Affermare la riscoperta di una dimensione comunitaria della funzione sociale pubblica non sta a significare la frammentazione del sistema di servizi e di interventi sociali: una funzione pubblica non è altro che la dimensione dinamica del doveroso agire di un soggetto (istituzionale o privato) finalizzato al perseguimento di valori che la comunità ha definito di pubblico interesse attraverso le proprie leggi.
Il Decreto apre nuove importanti prospettive al mondo imprenditoriale del no profit , anche se sono state stralciate dal testo approvato in via definitiva le norme che prevedevano agevolazioni fiscali.
Considerazione di rilievo è la presa d’atto anche da parte del legislatore della distinzione fra il concetto di imprenditoria e quello della finalità lucrativa. Si ammette così che possano esistere imprese che hanno finalità differenti dal perseguimento di un profitto, e che invece rivolgono la propria azione a fini di ‘interesse generale’. La nuova norma definisce le imprese sociali come quelle ‘organizzazioni private senza scopo di lucro che esercitano in via stabile e principale un’attività economica di produzione o di scambio di beni o di servizi di utilità sociale, diretta a realizzare finalità di interesse generale ‘.
La disciplina è informata a precisi principi e criteri direttivi. Fondamentale ovviamente è il carattere sociale dell’impresa, per cui le prestazioni di beni e di servizi sono rivolte in favore di tutti i potenziali fruitori, senza limitazione ai soli soci ed associati.
Non mancano, certo, perplessità – si guardi, in particolare, il Capitolo VII dedicato alle società del Libro V c.c. – e rammarichi per un’organica definizione degli aspetti civilistici dell’impresa sociale, che rimane, al di là di tutto, una mera qualifica e la cui disciplina va in più punti a sovrapporsi non solo a norme civilistiche, ma anche a quelle speciali di settore.

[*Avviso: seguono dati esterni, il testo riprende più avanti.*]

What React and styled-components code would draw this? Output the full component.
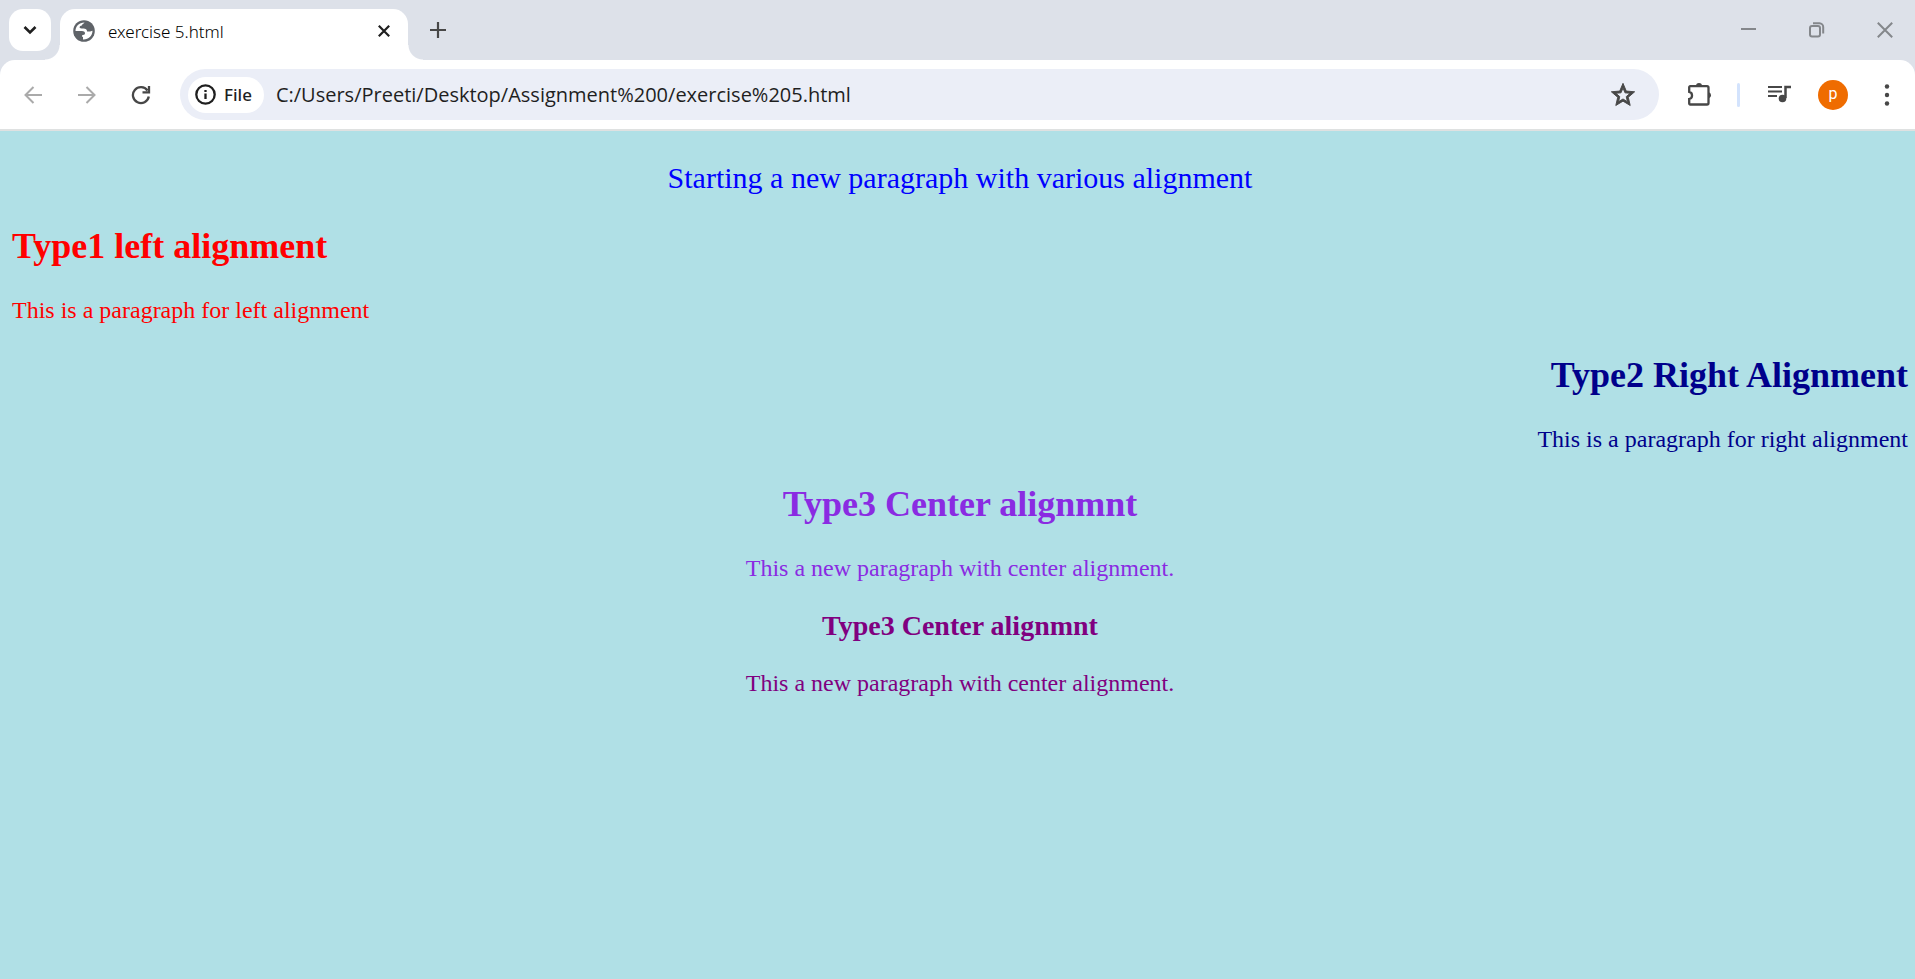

Grande attesa suscita, tra i vari decreti di attuazione, quello relativo alla stesura delle linee guida (art. 10, comma 1) per la redazione del bilancio sociale, la cui nozione appare ancor oggi poco definita, esistendo, infatti, molte impostazioni diverse a fronte di ancora poche sperimentazioni ed ambiti di utilizzo, con il rischio molto concreto di utilizzare tale strumento in contesti assai diversi tra loro, senza averne dato una preventiva definizione.